>>
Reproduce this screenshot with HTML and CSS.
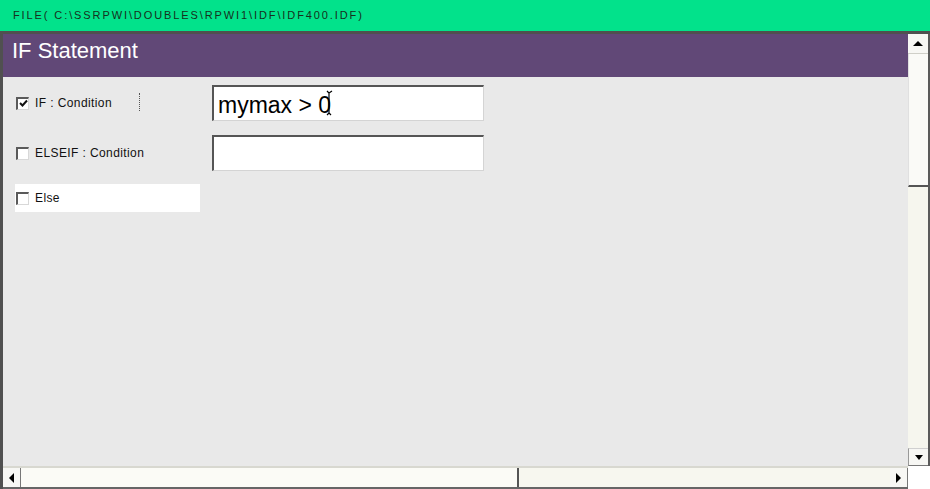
FILE: index.html
```html
<!DOCTYPE html>
<html>
<head>
<meta charset="utf-8">
<link rel="stylesheet" href="styles.css">
</head>
<body>
<div class="window">
  <div class="titlebar">FILE( C:\SSRPWI\DOUBLES\RPWI1\IDF\IDF400.IDF)</div>
  <div class="frame">
    <div class="main">
      <div class="header">IF Statement</div>
      <div class="content">
        <div class="row">
          <div class="labelcell">
            <span class="check checked">
              <svg width="9" height="9" viewBox="0 0 9 9"><path d="M1 4 L3.5 6.5 L8 1.5" fill="none" stroke="#111" stroke-width="2"/></svg>
            </span>
            <span class="label">IF : Condition</span>
            <span class="dots"></span>
          </div>
          <div class="input">mymax &gt; 0<svg class="ibeam" width="7" height="26" viewBox="0 0 7 26"><path d="M1 1 L3 3 L3 23 L5 25 M6 1 L3 3 M3 23 L1 25" fill="none" stroke="#000" stroke-width="1.2"/></svg></div>
        </div>
        <div class="row">
          <div class="labelcell">
            <span class="check"></span>
            <span class="label">ELSEIF : Condition</span>
          </div>
          <div class="input"></div>
        </div>
        <div class="elsebox">
          <span class="check"></span>
          <span class="label">Else</span>
        </div>
      </div>
    </div>
    <div class="vscroll">
      <div class="sbtn"><span class="tri up"></span></div>
      <div class="vthumb"></div>
      <div class="vtrack"></div>
      <div class="sbtn down-btn"><span class="tri down"></span></div>
    </div>
  </div>
  <div class="hrow">
    <div class="hscroll">
      <div class="sbtn hbtn"><span class="tri left"></span></div>
      <div class="hthumb"></div>
      <div class="htrack"></div>
      <div class="sbtn hbtn"><span class="tri right"></span></div>
    </div>
    <div class="corner"></div>
  </div>
</div>
</body>
</html>
```
FILE: styles.css
```css
html, body {
  margin: 0;
  padding: 0;
  background: #ffffff;
}
.window {
  width: 930px;
  height: 489px;
  display: flex;
  flex-direction: column;
  font-family: "Liberation Sans", Arial, sans-serif;
  overflow: hidden;
}
.titlebar {
  height: 31px;
  flex: none;
  background: #02e28b;
  color: #16301c;
  font-size: 11px;
  letter-spacing: 1.9px;
  padding-left: 13px;
  display: flex;
  align-items: center;
  box-sizing: border-box;
  padding-bottom: 2px;
}
.frame {
  flex: none;
  height: 435px;
  display: flex;
  border-top: 3px solid #505050;
  border-left: 3px solid #505050;
  box-sizing: border-box;
}
.main {
  width: 905px;
  display: flex;
  flex-direction: column;
}
.header {
  height: 43px;
  flex: none;
  background: #614877;
  color: #ffffff;
  font-size: 22px;
  padding-left: 9px;
  display: flex;
  align-items: center;
  padding-bottom: 9px;
  box-sizing: border-box;
}
.content {
  flex: 1;
  background: #e9e9e9;
  display: flex;
  flex-direction: column;
  padding: 8px 0 0 12px;
  gap: 14px;
}
.row {
  display: flex;
  align-items: center;
  height: 36px;
}
.labelcell {
  width: 197px;
  display: flex;
  align-items: center;
  position: relative;
  height: 36px;
}
.check {
  width: 13px;
  height: 13px;
  box-sizing: border-box;
  background: #ffffff;
  border-top: 2px solid #5a5a5a;
  border-left: 2px solid #5a5a5a;
  border-right: 1px solid #d8d8d8;
  border-bottom: 1px solid #d8d8d8;
  display: inline-flex;
  align-items: center;
  justify-content: center;
  flex: none;
  margin-left: 1px;
}
.label {
  font-size: 12px;
  color: #111;
  margin-left: 6px;
  letter-spacing: 0.4px;
}
.dots {
  position: absolute;
  left: 124px;
  top: 8px;
  height: 18px;
  border-left: 1px dotted #555;
}
.input {
  width: 272px;
  height: 36px;
  box-sizing: border-box;
  background: #ffffff;
  border-top: 2px solid #555;
  border-left: 2px solid #555;
  border-right: 1px solid #d4d4d4;
  border-bottom: 1px solid #d4d4d4;
  font-size: 23px;
  color: #000;
  padding-left: 4px;
  display: flex;
  align-items: center;
  padding-top: 3px;
}
.ibeam {
  margin-left: -5px;
  margin-top: -4px;
}
.elsebox {
  width: 185px;
  height: 28px;
  background: #ffffff;
  display: flex;
  align-items: center;
  margin-left: 0;
  margin-top: -1px;
}
.vscroll {
  width: 20px;
  display: flex;
  flex-direction: column;
  background: #f8f8f3;
  border-right: 2px solid #5a5a5a;
}
.sbtn {
  height: 20px;
  flex: none;
  background: #f7f7f4;
  border-bottom: 1px solid #cfcfc8;
  box-sizing: border-box;
  display: flex;
  align-items: center;
  justify-content: center;
}
.down-btn {
  height: 18px;
  border-top: 1px solid #d0d0d0;
  border-bottom: 1px solid #777;
  border-left: 1px solid #999;
  margin-bottom: 0;
}
.vthumb {
  height: 133px;
  flex: none;
  background: #fafaf7;
  border-left: 1px solid #e0e0e0;
  border-bottom: 2px solid #555;
  box-sizing: border-box;
}
.vtrack {
  flex: 1;
  background: #f6f6ee;
}
.tri {
  width: 0;
  height: 0;
  display: block;
}
.tri.up {
  border-left: 5px solid transparent;
  border-right: 5px solid transparent;
  border-bottom: 5px solid #000;
}
.tri.down {
  border-left: 4px solid transparent;
  border-right: 4px solid transparent;
  border-top: 5px solid #000;
}
.tri.left {
  border-top: 5px solid transparent;
  border-bottom: 5px solid transparent;
  border-right: 5px solid #000;
}
.tri.right {
  border-top: 5px solid transparent;
  border-bottom: 5px solid transparent;
  border-left: 5px solid #000;
}
.hrow {
  flex: none;
  height: 23px;
  display: flex;
  border-left: 3px solid #505050;
}
.hscroll {
  width: 905px;
  display: flex;
  background: #f8f8f1;
  border-bottom: 2px solid #666;
  border-top: 2px solid #d8d8d0;
  box-sizing: border-box;
}
.hbtn {
  width: 18px;
  height: auto;
  border-bottom: none;
  border-right: 1px solid #777;
}
.hthumb {
  width: 498px;
  flex: none;
  background: #fbfbf6;
  border-right: 2px solid #555;
  box-sizing: border-box;
}
.htrack {
  flex: 1;
  background: #f7f7ef;
}
.corner {
  flex: 1;
  background: #ffffff;
}
```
<<
- [Work instructions]: Go through the listing above and quote it exactly, apart from its images.

- [Expected answer]:
Reproduce this screenshot with HTML and CSS.
FILE: index.html
```html
<!DOCTYPE html>
<html>
<head>
<meta charset="utf-8">
<link rel="stylesheet" href="styles.css">
</head>
<body>
<div class="window">
  <div class="titlebar">FILE( C:\SSRPWI\DOUBLES\RPWI1\IDF\IDF400.IDF)</div>
  <div class="frame">
    <div class="main">
      <div class="header">IF Statement</div>
      <div class="content">
        <div class="row">
          <div class="labelcell">
            <span class="check checked">
              <svg width="9" height="9" viewBox="0 0 9 9"><path d="M1 4 L3.5 6.5 L8 1.5" fill="none" stroke="#111" stroke-width="2"/></svg>
            </span>
            <span class="label">IF : Condition</span>
            <span class="dots"></span>
          </div>
          <div class="input">mymax &gt; 0<svg class="ibeam" width="7" height="26" viewBox="0 0 7 26"><path d="M1 1 L3 3 L3 23 L5 25 M6 1 L3 3 M3 23 L1 25" fill="none" stroke="#000" stroke-width="1.2"/></svg></div>
        </div>
        <div class="row">
          <div class="labelcell">
            <span class="check"></span>
            <span class="label">ELSEIF : Condition</span>
          </div>
          <div class="input"></div>
        </div>
        <div class="elsebox">
          <span class="check"></span>
          <span class="label">Else</span>
        </div>
      </div>
    </div>
    <div class="vscroll">
      <div class="sbtn"><span class="tri up"></span></div>
      <div class="vthumb"></div>
      <div class="vtrack"></div>
      <div class="sbtn down-btn"><span class="tri down"></span></div>
    </div>
  </div>
  <div class="hrow">
    <div class="hscroll">
      <div class="sbtn hbtn"><span class="tri left"></span></div>
      <div class="hthumb"></div>
      <div class="htrack"></div>
      <div class="sbtn hbtn"><span class="tri right"></span></div>
    </div>
    <div class="corner"></div>
  </div>
</div>
</body>
</html>
```
FILE: styles.css
```css
html, body {
  margin: 0;
  padding: 0;
  background: #ffffff;
}
.window {
  width: 930px;
  height: 489px;
  display: flex;
  flex-direction: column;
  font-family: "Liberation Sans", Arial, sans-serif;
  overflow: hidden;
}
.titlebar {
  height: 31px;
  flex: none;
  background: #02e28b;
  color: #16301c;
  font-size: 11px;
  letter-spacing: 1.9px;
  padding-left: 13px;
  display: flex;
  align-items: center;
  box-sizing: border-box;
  padding-bottom: 2px;
}
.frame {
  flex: none;
  height: 435px;
  display: flex;
  border-top: 3px solid #505050;
  border-left: 3px solid #505050;
  box-sizing: border-box;
}
.main {
  width: 905px;
  display: flex;
  flex-direction: column;
}
.header {
  height: 43px;
  flex: none;
  background: #614877;
  color: #ffffff;
  font-size: 22px;
  padding-left: 9px;
  display: flex;
  align-items: center;
  padding-bottom: 9px;
  box-sizing: border-box;
}
.content {
  flex: 1;
  background: #e9e9e9;
  display: flex;
  flex-direction: column;
  padding: 8px 0 0 12px;
  gap: 14px;
}
.row {
  display: flex;
  align-items: center;
  height: 36px;
}
.labelcell {
  width: 197px;
  display: flex;
  align-items: center;
  position: relative;
  height: 36px;
}
.check {
  width: 13px;
  height: 13px;
  box-sizing: border-box;
  background: #ffffff;
  border-top: 2px solid #5a5a5a;
  border-left: 2px solid #5a5a5a;
  border-right: 1px solid #d8d8d8;
  border-bottom: 1px solid #d8d8d8;
  display: inline-flex;
  align-items: center;
  justify-content: center;
  flex: none;
  margin-left: 1px;
}
.label {
  font-size: 12px;
  color: #111;
  margin-left: 6px;
  letter-spacing: 0.4px;
}
.dots {
  position: absolute;
  left: 124px;
  top: 8px;
  height: 18px;
  border-left: 1px dotted #555;
}
.input {
  width: 272px;
  height: 36px;
  box-sizing: border-box;
  background: #ffffff;
  border-top: 2px solid #555;
  border-left: 2px solid #555;
  border-right: 1px solid #d4d4d4;
  border-bottom: 1px solid #d4d4d4;
  font-size: 23px;
  color: #000;
  padding-left: 4px;
  display: flex;
  align-items: center;
  padding-top: 3px;
}
.ibeam {
  margin-left: -5px;
  margin-top: -4px;
}
.elsebox {
  width: 185px;
  height: 28px;
  background: #ffffff;
  display: flex;
  align-items: center;
  margin-left: 0;
  margin-top: -1px;
}
.vscroll {
  width: 20px;
  display: flex;
  flex-direction: column;
  background: #f8f8f3;
  border-right: 2px solid #5a5a5a;
}
.sbtn {
  height: 20px;
  flex: none;
  background: #f7f7f4;
  border-bottom: 1px solid #cfcfc8;
  box-sizing: border-box;
  display: flex;
  align-items: center;
  justify-content: center;
}
.down-btn {
  height: 18px;
  border-top: 1px solid #d0d0d0;
  border-bottom: 1px solid #777;
  border-left: 1px solid #999;
  margin-bottom: 0;
}
.vthumb {
  height: 133px;
  flex: none;
  background: #fafaf7;
  border-left: 1px solid #e0e0e0;
  border-bottom: 2px solid #555;
  box-sizing: border-box;
}
.vtrack {
  flex: 1;
  background: #f6f6ee;
}
.tri {
  width: 0;
  height: 0;
  display: block;
}
.tri.up {
  border-left: 5px solid transparent;
  border-right: 5px solid transparent;
  border-bottom: 5px solid #000;
}
.tri.down {
  border-left: 4px solid transparent;
  border-right: 4px solid transparent;
  border-top: 5px solid #000;
}
.tri.left {
  border-top: 5px solid transparent;
  border-bottom: 5px solid transparent;
  border-right: 5px solid #000;
}
.tri.right {
  border-top: 5px solid transparent;
  border-bottom: 5px solid transparent;
  border-left: 5px solid #000;
}
.hrow {
  flex: none;
  height: 23px;
  display: flex;
  border-left: 3px solid #505050;
}
.hscroll {
  width: 905px;
  display: flex;
  background: #f8f8f1;
  border-bottom: 2px solid #666;
  border-top: 2px solid #d8d8d0;
  box-sizing: border-box;
}
.hbtn {
  width: 18px;
  height: auto;
  border-bottom: none;
  border-right: 1px solid #777;
}
.hthumb {
  width: 498px;
  flex: none;
  background: #fbfbf6;
  border-right: 2px solid #555;
  box-sizing: border-box;
}
.htrack {
  flex: 1;
  background: #f7f7ef;
}
.corner {
  flex: 1;
  background: #ffffff;
}
```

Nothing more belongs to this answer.